--- Stated problem ---
The line containing "const [quantity, setQuantity]" marks the end: extract everything from the first line of the data through that line, exactly, with no pictures.

--- Supplied information ---
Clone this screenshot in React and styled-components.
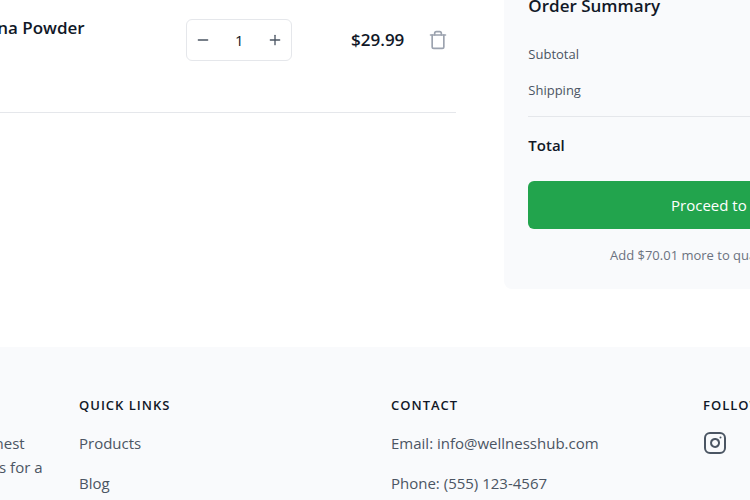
import { useState } from 'react';
import styled, { createGlobalStyle } from 'styled-components';
import { Instagram, Minus, Plus, Trash } from 'lucide-react';

const App = () => {
  const [quantity, setQuantity] = useState(1);

  return (
    <Page>
      <GlobalStyle />
      <Main>
        <CartList>
          <CartItem>
            <Thumbnail />
            <ItemInfo>
              <ItemName>Organic Banana Powder</ItemName>
              <ItemSize>250g</ItemSize>
            </ItemInfo>
            <Stepper>
              <StepButton
                type="button"
                aria-label="Decrease quantity"
                onClick={() => setQuantity(Math.max(1, quantity - 1))}
              >
                <Minus size={16} />
              </StepButton>
              <Quantity>{quantity}</Quantity>
              <StepButton
                type="button"
                aria-label="Increase quantity"
                onClick={() => setQuantity(quantity + 1)}
              >
                <Plus size={16} />
              </StepButton>
            </Stepper>
            <Price>$29.99</Price>
            <RemoveButton type="button" aria-label="Remove item">
              <Trash size={20} />
            </RemoveButton>
          </CartItem>
        </CartList>
        <Summary>
          <SummaryTitle>Order Summary</SummaryTitle>
          <SummaryRow>Subtotal</SummaryRow>
          <SummaryRow>Shipping</SummaryRow>
          <TotalRow>Total</TotalRow>
          <CheckoutButton type="button">Proceed to Checkout</CheckoutButton>
          <Note>Add $70.01 more to qualify for free shipping</Note>
        </Summary>
      </Main>
      <Footer>
        <FooterGrid>
          <div>
            <FooterTitle>Wellness Hub</FooterTitle>
            <About>
              Your trusted partner for all the finest
              <br />
              and natural wellness supplements for a
              <br />
              healthier life.
            </About>
          </div>
          <div>
            <FooterTitle>Quick Links</FooterTitle>
            <FooterList>
              <li>
                <FooterLink href="#products">Products</FooterLink>
              </li>
              <li>
                <FooterLink href="#blog">Blog</FooterLink>
              </li>
            </FooterList>
          </div>
          <div>
            <FooterTitle>Contact</FooterTitle>
            <FooterList>
              <li>Email: info@wellnesshub.com</li>
              <li>Phone: (555) 123-4567</li>
            </FooterList>
          </div>
          <div>
            <FooterTitle>Follow Us</FooterTitle>
            <FooterList>
              <li>
                <FooterLink href="#instagram" aria-label="Instagram">
                  <Instagram size={24} />
                </FooterLink>
              </li>
            </FooterList>
          </div>
        </FooterGrid>
      </Footer>
    </Page>
  );
};

export default App;

const GlobalStyle = createGlobalStyle`
  * {
    box-sizing: border-box;
    margin: 0;
    padding: 0;
  }
  body {
    background: #ffffff;
    color: #111827;
    font-family: 'Open Sans', 'Noto Sans', sans-serif;
    font-size: 15px;
    line-height: 24px;
  }
  button {
    border: none;
    background: none;
    font: inherit;
    cursor: pointer;
  }
  ul {
    list-style: none;
  }
  svg {
    display: block;
  }
`;
const Page = styled.div`
  display: flex;
  flex-direction: column;
  height: 100vh;
  overflow: hidden;
`;
const Main = styled.main`
  display: grid;
  grid-template-columns: repeat(12, minmax(0, 1fr));
  column-gap: 48px;
  align-items: start;
  margin: -32px -233px 0;
  padding-bottom: 58px;
`;
const CartList = styled.ul`
  grid-column: span 7;
`;
const CartItem = styled.li`
  display: flex;
  align-items: center;
  padding: 24px 0;
  border-bottom: 1px solid #e5e7eb;
`;
const Thumbnail = styled.div`
  width: 96px;
  height: 96px;
  border-radius: 8px;
  background: #f3f4f6;
`;
const ItemInfo = styled.div`
  flex: 1;
  margin-left: 24px;
`;
const ItemName = styled.h3`
  font-size: 17px;
  font-weight: 600;
  line-height: 28px;
`;
const ItemSize = styled.p`
  color: #6b7280;
`;
const Stepper = styled.div`
  display: flex;
  align-items: center;
  height: 42px;
  border: 1px solid #e5e7eb;
  border-radius: 6px;
`;
const StepButton = styled.button`
  padding: 8px;
  color: #4b5563;
`;
const Quantity = styled.span`
  width: 40px;
  text-align: center;
`;
const Price = styled.p`
  width: 96px;
  margin: 0 16px;
  font-size: 17px;
  font-weight: 600;
  line-height: 28px;
  text-align: right;
`;
const RemoveButton = styled.button`
  padding: 8px;
  color: #9ca3af;
`;
const Summary = styled.section`
  grid-column: span 5;
  padding: 24px;
  border-radius: 8px;
  background: #f9fafc;
`;
const SummaryTitle = styled.h2`
  margin-bottom: 24px;
  font-size: 17px;
  font-weight: 600;
  line-height: 28px;
`;
const SummaryRow = styled.p`
  margin-bottom: 16px;
  color: #4b5563;
  font-size: 13px;
  line-height: 20px;
`;
const TotalRow = styled.p`
  padding-top: 16px;
  border-top: 1px solid #e5e7eb;
  font-weight: 600;
`;
const CheckoutButton = styled.button`
  width: 100%;
  margin: 24px 0 16px;
  padding: 12px;
  border-radius: 6px;
  background: #22a44d;
  color: #ffffff;
  font-weight: 500;
`;
const Note = styled.p`
  color: #6b7280;
  font-size: 13px;
  line-height: 20px;
  text-align: center;
`;
const Footer = styled.footer`
  flex: 1;
  padding-top: 48px;
  background: #f9fafc;
`;
const FooterGrid = styled.div`
  display: grid;
  grid-template-columns: repeat(4, minmax(0, 1fr));
  gap: 32px;
  margin: 0 -233px;
`;
const FooterTitle = styled.h3`
  margin-bottom: 16px;
  font-size: 13px;
  font-weight: 600;
  line-height: 20px;
  letter-spacing: 1px;
  text-transform: uppercase;
`;
const About = styled.p`
  color: #4b5563;
  white-space: nowrap;
`;
const FooterList = styled.ul`
  display: grid;
  gap: 16px;
  color: #4b5563;
`;
const FooterLink = styled.a`
  color: inherit;
  text-decoration: none;
`;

--- Complete output ---
Clone this screenshot in React and styled-components.
import { useState } from 'react';
import styled, { createGlobalStyle } from 'styled-components';
import { Instagram, Minus, Plus, Trash } from 'lucide-react';

const App = () => {
  const [quantity, setQuantity] = useState(1);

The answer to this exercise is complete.